2. Rigorous Equipment Maintenance and Calibration
Establish a preventive maintenance schedule for all coating equipment: clean nozzles daily, replace filters regularly, calibrate flow meters weekly, and verify robot accuracy monthly. Maintain a log of calibration results to detect drift trends. Use gauge repeatability and reproducibility (GR&R) studies to ensure measurement devices are reliable.
3. Environmental Control and Conditioning
Invest in HVAC systems capable of maintaining temperature within ±1°C and humidity within ±5% RH in coating areas. Use localized climate control booths for sensitive coatings. Condition coating materials to a stable temperature before delivery. Implement real-time environmental monitoring linked to alarm systems.
4. Material Management and Pre-Qualification
Implement incoming quality control for all coating materials. Use in-line viscosity control loops that add solvent or temperature adjustment to maintain target. For two-component materials, ensure accurate mixing with ratio monitoring. Store materials in climate-controlled areas with defined shelf-life rotation.
5. Fixturing and Part Positioning
Design part fixtures that present surfaces at optimal angles to the spray gun. Rotate or index parts to expose all sides evenly. Avoid deep shadows by reorienting complex parts between passes. Use conducting fixtures to enable electrostatic attraction on plastic parts.
6. Operator Training and Standardization
Develop comprehensive training programs covering spray technique, defect recognition, and equipment operation. Use training simulators for new operators. Standardize work instructions with visual aids and defined parameters (gun distance, overlap pattern, stroke speed, trigger timing). Conduct periodic recertification and proficiency tests.
7. Quality Control and Feedback Systems
Deploy statistical process control (SPC) with automated data collection from inline thickness gauges. When measurements fall outside control limits, the system can automatically halt the line or adjust parameters. Use "first article" inspection after tooling changes or material batches. Implement defect tracking to correlate root causes (e.g., time of day, operator, equipment) with uniformity issues.
For a deeper dive into practical process improvements, refer to this industry guide on coating application best practices from the Society of Protective Coatings.
Industry-Specific Considerations
Automotive OEM and Tier Suppliers
The automotive industry demands near-perfect appearance along with durability. Electrostatic bells with high rotation speeds (30,000-50,000 rpm) are standard for basecoat and clearcoat. Robots apply multiple passes with precisely overlapping patterns. Environmental booths maintain tight control. Despite these measures, defects like "mottling" in metallic paints still challenge manufacturers, requiring real-time color measurement and adaptive spraying.
Aerospace Coatings
Aerospace parts often have complex geometries and require high-performance primers and topcoats. Uniform thickness is critical for weight control and for avoiding stress concentrations. Many processes use manual spray due to part uniqueness, so rigorous operator certification (e.g., NADCAP) is essential.
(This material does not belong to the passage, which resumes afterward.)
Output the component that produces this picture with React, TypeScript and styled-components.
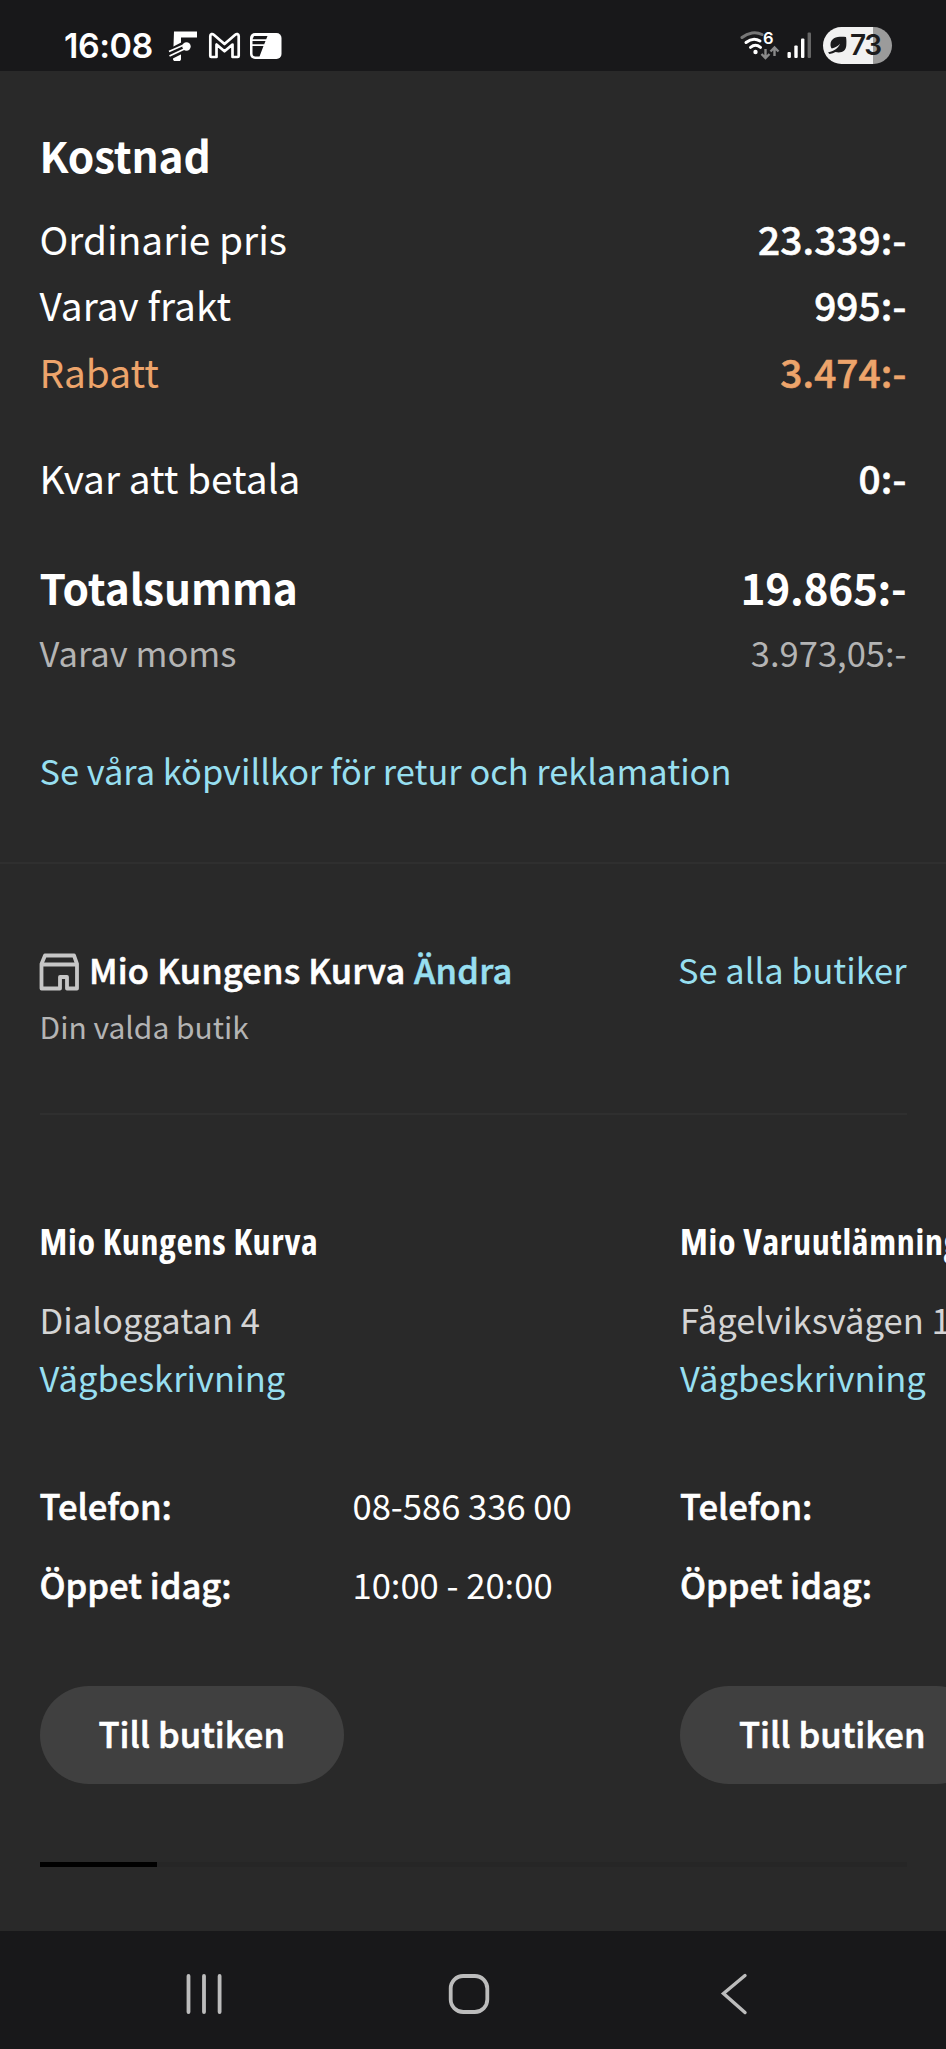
import React from "react";
import styled, { createGlobalStyle, css } from "styled-components";

const GlobalStyle = createGlobalStyle`
  *, *::before, *::after { box-sizing: border-box; }
  html, body { margin: 0; padding: 0; background: #292929; }
  body { overflow: hidden; }
`;

const sans = `"Noto Sans CJK SC", "Open Sans", sans-serif`;

const semibold = css`
  font-weight: 500;
  -webkit-text-stroke: 0.6px currentColor;
`;

const Screen = styled.div`
  width: 946px;
  height: 2049px;
  display: flex;
  flex-direction: column;
  overflow: hidden;
  background: #292929;
  color: #fff;
  font-family: ${sans};
  font-size: 34.4px;
  white-space: nowrap;
`;

/* ---------- status bar ---------- */

const StatusBar = styled.header`
  flex: none;
  height: 71px;
  padding: 20px 54px 0 64px;
  display: flex;
  justify-content: space-between;
  background: #18181a;
  font-family: Inter, Roboto, sans-serif;
`;

const StatusGroup = styled.div`
  display: flex;
  align-items: flex-start;
`;

const Clock = styled.span`
  width: 103px;
  padding-top: 5px;
  font-size: 34px;
  line-height: 42px;
  font-weight: 600;
  letter-spacing: -0.5px;
`;

const Battery = styled.div`
  width: 69px;
  height: 37px;
  margin: 7px 0 0 10px;
  padding-left: 5px;
  display: flex;
  align-items: center;
  border-radius: 19px;
  color: #1b1b1d;
  background: linear-gradient(90deg, #f1f1f1 50px, #9b9b9b 50px);
  font-size: 28px;
  line-height: 37px;
  font-weight: 600;
  letter-spacing: -1.5px;
`;

/* ---------- cost summary ---------- */

const CostSection = styled.section`
  padding: 59px 39.5px 62px;
  border-bottom: 2px solid #2f2f2f;
`;

const Title = styled.h2`
  margin: 0 0 25px;
  font-size: 42.4px;
  line-height: 50px;
  font-weight: 700;
  letter-spacing: -0.15px;
`;

type Tone = "normal" | "discount" | "total" | "muted";

const CostRow = styled.div<{ $tone?: Tone; $gap?: number }>`
  display: flex;
  justify-content: space-between;
  margin-top: ${(p) => p.$gap ?? 0}px;
  font-size: 38.8px;
  line-height: 66.4px;
  ${(p) => p.$tone === "discount" && css`color: #eda46b;`}
  ${(p) =>
    p.$tone === "total" &&
    css`
      font-size: 42.4px;
      line-height: 66px;
      font-weight: 700;
    `}
  ${(p) =>
    p.$tone === "muted" &&
    css`
      color: #b4b4b4;
      font-size: 34.5px;
      line-height: 60px;
    `}
`;

const Amount = styled.span<{ $tone?: Tone }>`
  ${(p) => p.$tone !== "muted" && p.$tone !== "total" && css`
    ${semibold}
    letter-spacing: 0.12px;
  `}
  ${(p) => p.$tone === "total" && css`letter-spacing: -0.3px;`}
`;

const TextLink = styled.a`
  color: #97dff0;
  text-decoration: none;
`;

const TermsLink = styled(TextLink)`
  display: block;
  margin-top: 58px;
  line-height: 60px;
`;

/* ---------- selected store ---------- */

const StoreSection = styled.section`
  flex: 1;
  padding: 80px 39.5px 0;
`;

const StoreHeader = styled.div`
  display: flex;
  justify-content: space-between;
  line-height: 50px;
`;

const StoreTitle = styled.div`
  display: flex;
  gap: 8.5px;
  letter-spacing: 0.2px;
  ${semibold}
  svg { margin: 9px 0 0 -1px; }
`;

const StoreNote = styled.p`
  margin: 7px 0 62px;
  color: #b4b4b4;
  font-size: 30px;
  line-height: 50px;
`;

const Rule = styled.hr`
  height: 2px;
  margin: 0;
  border: 0;
  background: #2f2f2f;
`;

const Carousel = styled.div`
  display: flex;
  gap: 48px;
  padding-top: 101px;
  font-size: 34.55px;
`;

const StoreCard = styled.article`
  flex: none;
  width: 592.5px;
`;

const CardTitle = styled.h3`
  margin: 0 0 24px;
  font-family: "Open Sans", sans-serif;
  font-size: 36px;
  font-stretch: 75%;
  font-weight: 700;
  line-height: 51px;
  height: 50px;
  letter-spacing: 0.67px;
`;

const CardLine = styled.div`
  color: #d4d4d4;
  line-height: 58.3px;
`;

const Details = styled.dl`
  display: grid;
  grid-template-columns: 313px auto;
  margin: 60px 0 62px;
  line-height: 79px;
`;

const Term = styled.dt`
  ${semibold}
`;

const Value = styled.dd`
  margin: 0;
`;

const StoreButton = styled.button`
  display: flex;
  align-items: flex-start;
  justify-content: center;
  width: 304.5px;
  height: 98px;
  padding: 0;
  border: 0;
  border-radius: 49px;
  background: #404040;
  color: #fff;
  font-family: inherit;
  font-size: 34.6px;
  line-height: 95px;
  ${semibold}
`;

const Track = styled.div`
  margin-top: 78px;
  height: 5px;
  background: #262626;
`;

const Thumb = styled.div`
  width: 117px;
  height: 5px;
  background: #000;
`;

/* ---------- navigation bar ---------- */

const NavBar = styled.nav`
  flex: none;
  height: 118px;
  padding: 39px 0 0 183px;
  display: flex;
  background: #18181a;
  color: #bcbcbc;
`;

const NavKey = styled.span<{ $offset?: number }>`
  margin-left: ${(p) => p.$offset ?? 0}px;
  svg { display: block; }
`;

function RouteIcon() {
  return (
    <svg width="34" height="42" viewBox="167 20 34 42">
      <path d="M174 31.5h23v6h-16v22l-1 1.500h-6l-1-1.500z" fill="#fff" />
      <path d="M168 52.500 185 44M169 57l18-9" stroke="#18181a" strokeWidth="6" />
      <path d="M169 51.500 186 44M169.500 56l17-8" stroke="#fff" strokeWidth="1.800" />
      <circle cx="186.500" cy="46.500" r="4.200" fill="#fff" />
    </svg>
  );
}

function MailIcon() {
  return (
    <svg width="48" height="42" viewBox="201 20 48 42">
      <path
        d="M210.300 56V36c0-2 2-2.500 3.500-1.300L224.500 44l10.700-9.300c1.500-1.200 3.500-.700 3.500 1.300v20c0 .700-.400 1-1 1h-5.200V44.500l-8 6.800-8-6.800V57h-5.200c-.600 0-1-.300-1-1z"
        fill="none"
        stroke="#fff"
        strokeWidth="2.700"
        strokeLinejoin="round"
      />
    </svg>
  );
}

function CardIcon() {
  return (
    <svg width="34" height="42" viewBox="249 20 34 42">
      <rect x="250" y="33" width="31.500" height="26" rx="5" fill="#fff" />
      <path d="M254 36h13.500l-1.300 3.300H252.500zM252.500 41h13l-1.300 3.300h-11.700zM252.500 46h11l-4 10.500h-4c-2 0-3-1-3-3z" fill="#18181a" />
    </svg>
  );
}

function WifiIcon() {
  return (
    <svg width="42" height="42" viewBox="739 20 42 42">
      <g fill="none" strokeLinecap="round">
        <path d="M742 37.500c6-5 14-6 20-3" stroke="#777" strokeWidth="3" />
        <path d="M746 42.500c5-4 10-4 14-1.500" stroke="#fff" strokeWidth="3" />
        <path d="M750.500 47.300c3-2.400 7-2.400 10 0" stroke="#fff" strokeWidth="3" />
      </g>
      <circle cx="755.500" cy="52" r="2.200" fill="#fff" />
      <path d="M765.500 49v8M761.500 54l4 4 4-4M774.500 56v-8M770.500 51.500l4-4 4 4" fill="none" stroke="#8a8a8a" strokeWidth="2.400" />
      <text x="763" y="44" fill="#fff" fontSize="16.500" fontWeight="600">
        6
      </text>
    </svg>
  );
}

function SignalIcon() {
  return (
    <svg width="32" height="42" viewBox="781 20 32 42" fill="#fff">
      <rect x="787.500" y="52" width="3.400" height="6" rx="1" />
      <rect x="794.300" y="45.500" width="3.400" height="12.500" rx="1" />
      <rect x="801" y="38.500" width="3.400" height="19.500" rx="1" />
      <rect x="807.600" y="32.500" width="3.400" height="25.500" rx="1" fill="#666" />
    </svg>
  );
}

function LeafIcon() {
  return (
    <svg width="22" height="20" viewBox="0 0 22 20">
      <path d="M18 1C11 .2 2.500 1 2.500 8.500c0 1.600.4 3 1.300 4 3.200-.6 6.200-2.200 8.200-4.700-1.500 4-5 7.200-12 8.700L1.500 18c2.300-.3 4.300-1 6-2 5.800 1.500 10.500-1 10.800-6.500.2-3 .2-6-.3-8.500z" fill="#1b1b1d" />
    </svg>
  );
}

function StoreIcon() {
  return (
    <svg width="42" height="38" viewBox="0 0 42 38" fill="none" stroke="#c6c6c6" strokeWidth="3.800" strokeLinejoin="round">
      <path d="M6 2.500h29l3 8.500v24.500H28V24h-7v11.500H2.500V11z" />
      <path d="M3 11.500h35" />
    </svg>
  );
}

const stores = [
  { name: "Mio Kungens Kurva", address: "Dialoggatan 4", phone: "08-586 336 00", hours: "10:00 - 20:00" },
  { name: "Mio Varuutlämning", address: "Fågelviksvägen 1", phone: "", hours: "" },
];

export default function App() {
  return (
    <Screen>
      <GlobalStyle />
      <StatusBar>
        <StatusGroup>
          <Clock>16:08</Clock>
          <RouteIcon />
          <MailIcon />
          <CardIcon />
        </StatusGroup>
        <StatusGroup>
          <WifiIcon />
          <SignalIcon />
          <Battery>
            <LeafIcon />
            73
          </Battery>
        </StatusGroup>
      </StatusBar>

      <CostSection>
        <Title>Kostnad</Title>
        <CostRow>
          <span>Ordinarie pris</span>
          <Amount>23.339:-</Amount>
        </CostRow>
        <CostRow>
          <span>Varav frakt</span>
          <Amount>995:-</Amount>
        </CostRow>
        <CostRow $tone="discount">
          <span>Rabatt</span>
          <Amount>3.474:-</Amount>
        </CostRow>
        <CostRow $gap={40}>
          <span>Kvar att betala</span>
          <Amount>0:-</Amount>
        </CostRow>
        <CostRow $tone="total" $gap={43}>
          <span>Totalsumma</span>
          <Amount $tone="total">19.865:-</Amount>
        </CostRow>
        <CostRow $tone="muted" $gap={2}>
          <span>Varav moms</span>
          <Amount $tone="muted">3.973,05:-</Amount>
        </CostRow>
        <TermsLink>Se våra köpvillkor för retur och reklamation</TermsLink>
      </CostSection>

      <StoreSection>
        <StoreHeader>
          <StoreTitle>
            <StoreIcon />
            <span>Mio Kungens Kurva</span>
            <TextLink>Ändra</TextLink>
          </StoreTitle>
          <TextLink>Se alla butiker</TextLink>
        </StoreHeader>
        <StoreNote>Din valda butik</StoreNote>
        <Rule />
        <Carousel>
          {stores.map((store) => (
            <StoreCard key={store.name}>
              <CardTitle>{store.name}</CardTitle>
              <CardLine>{store.address}</CardLine>
              <CardLine>
                <TextLink>Vägbeskrivning</TextLink>
              </CardLine>
              <Details>
                <Term>Telefon:</Term>
                <Value>{store.phone}</Value>
                <Term>Öppet idag:</Term>
                <Value>{store.hours}</Value>
              </Details>
              <StoreButton>Till butiken</StoreButton>
            </StoreCard>
          ))}
        </Carousel>
        <Track>
          <Thumb />
        </Track>
      </StoreSection>

      <NavBar>
        <NavKey>
          <svg width="42" height="48" viewBox="183 1970 42 48" stroke="currentColor" strokeWidth="3.800" strokeLinecap="round">
            <path d="M188.500 1976v36M204 1976v36M219.600 1976v36" />
          </svg>
        </NavKey>
        <NavKey $offset={221.500}>
          <svg width="44" height="48" viewBox="447 1970 44 48" fill="none" stroke="currentColor" strokeWidth="3.800">
            <rect x="450.700" y="1976" width="36.600" height="36" rx="12.500" />
          </svg>
        </NavKey>
        <NavKey $offset={228}>
          <svg width="30" height="48" viewBox="719 1970 30 48" fill="none" stroke="currentColor" strokeWidth="3.400" strokeLinecap="round">
            <path d="M745 1975.500 723.500 1993.500 745 2012.500" />
          </svg>
        </NavKey>
      </NavBar>
    </Screen>
  );
}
High-transfer-efficiency spray guns and improved air handling reduce overspray and improve consistency.
Electronics and Printed Circuit Boards
Conformal coatings on PCBs must be uniform to prevent shorts and ensure insulation. Selective coating robots with precision nozzles apply thin films, often followed by UV curing. Thickness measurement using laser triangulation or white light interferometry provides inline feedback. The challenge is to avoid tenting over components while covering edges cleanly.
Heavy Equipment and Industrial Machinery
Large structures like bulldozers, cranes, or agricultural implements are coated in huge paint booths. Uniformity challenges arise from part size (several meters) and awkward orientations. Airless spray with plural-component proportioning is common. Automated booths with reciprocating or side-by-side robots can improve consistency, but manual touch-up for complex areas remains.
Future Trends in Coating Uniformity
The pursuit of perfect uniformity is driving innovation in several directions:
- Artificial Intelligence (AI) and Machine Learning – AI models can predict coating defects from process parameters and suggest adjustments. Vision systems with deep learning classify defects and recommend real-time corrections.
- Digital Twins and Simulation – Process simulation software (e.g., computational fluid dynamics for spray painting) allows engineers to design part fixtures and robot paths virtually, minimizing trial and error on the shop floor.
- Inline Adaptive Control – Closed-loop systems that measure film thickness immediately after application (e.g., using near-infrared sensors) and adjust gun parameters within milliseconds are becoming commercially viable.
- Sustainable Coating Technologies – Powder coatings, high-solids, and UV-cured coatings inherently offer better transfer efficiency and can simplify uniformity when applied correctly. Waterborne coatings reduce emissions but require careful humidity control.
- High-Throughput Inspection – Hyperspectral imaging and terahertz scanning enable 100% inline inspection of coating thickness and uniformity without contacting the part, driving zero-defect manufacturing.
As these technologies mature, manufacturers will be able to achieve levels of uniformity previously thought impossible, even on the most challenging geometries and at the highest production rates. The result will be reduced waste, enhanced product performance, and greater customer satisfaction.
Conclusion
Coating uniformity is not merely a quality metric; it is a fundamental requirement for the performance, longevity, and appearance of industrial products. Achieving it at scale demands a deep understanding of the interplay between surface geometry, equipment, environment, materials, and human factors. By adopting advanced application technologies, implementing rigorous process controls, leveraging inline inspection and feedback systems, and embracing emerging digital tools, manufacturers can overcome the inherent challenges of large-scale coating. The investment is substantial, but the returns—in terms of reduced rework, lower material consumption, and improved product reliability—make uniformity a strategic priority. As industries push for higher quality and sustainability, the pursuit of perfect coating uniformity will continue to drive innovation in manufacturing processes worldwide.